302 (temporary) redirects transfer significantly less link equity than 301 (permanent) redirects. Always use 301 for permanent URL changes. The "permanent vs temporary" distinction isn't just semantic — it affects how much authority passes through the redirect.

Forgetting to Update Internal Links

Redirects handle external backlinks, but internal links should point to the final URLs directly. Every redirect hop Googlebot traverses while crawling your own site wastes crawl budget. After migration, run a site-wide internal link audit and update links that still point to old (now redirected) URLs.

Launching on a Friday

Plan your go-live for Tuesday or Wednesday morning.
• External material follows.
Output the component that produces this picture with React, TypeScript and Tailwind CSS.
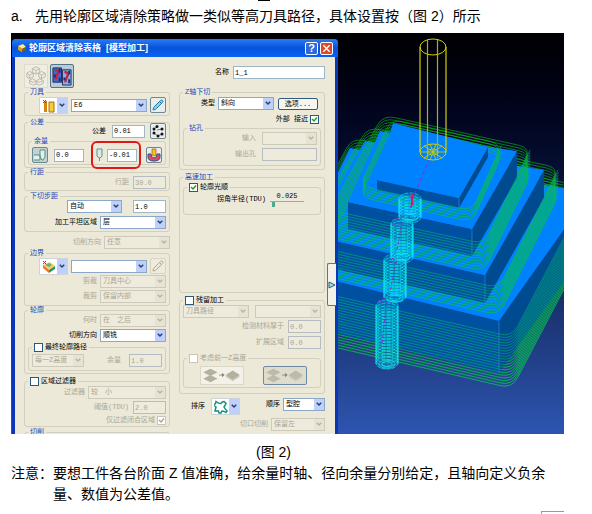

You need your full team available for post-launch monitoring and rapid response. Migration issues found at 9 AM Thursday give you two full days to resolve before the weekend.

How iConcept Handles SEO Migrations

At iConcept, every website development project that involves a platform migration includes a structured SEO migration phase. We don't treat SEO preservation as an optional add-on — it's a core deliverable of every replatforming project.

Our SEO migration process includes a pre-migration URL audit using Screaming Frog and Google Search Console, complete redirect mapping with chain verification, structured data migration and validation, post-launch monitoring with weekly reporting for the first month, and issue resolution within 24-48 hours for any critical post-launch problems.

If you're planning a website migration and need to protect your organic traffic, contact our team for an initial SEO migration assessment.

Conclusion

SEO migration is not glamorous work — it's detailed, methodical, and largely invisible when done correctly. The goal is that search engines don't notice you've moved. Ranking stability through a migration is the sign of excellent execution.

The fundamental principles are simple: inventory everything before touching it, create a complete redirect map, preserve your content's signals (titles, structure, schema), verify on staging before launching, and monitor obsessively post-launch. It's the execution that separates migrations that preserve rankings from those that cause months of recovery work.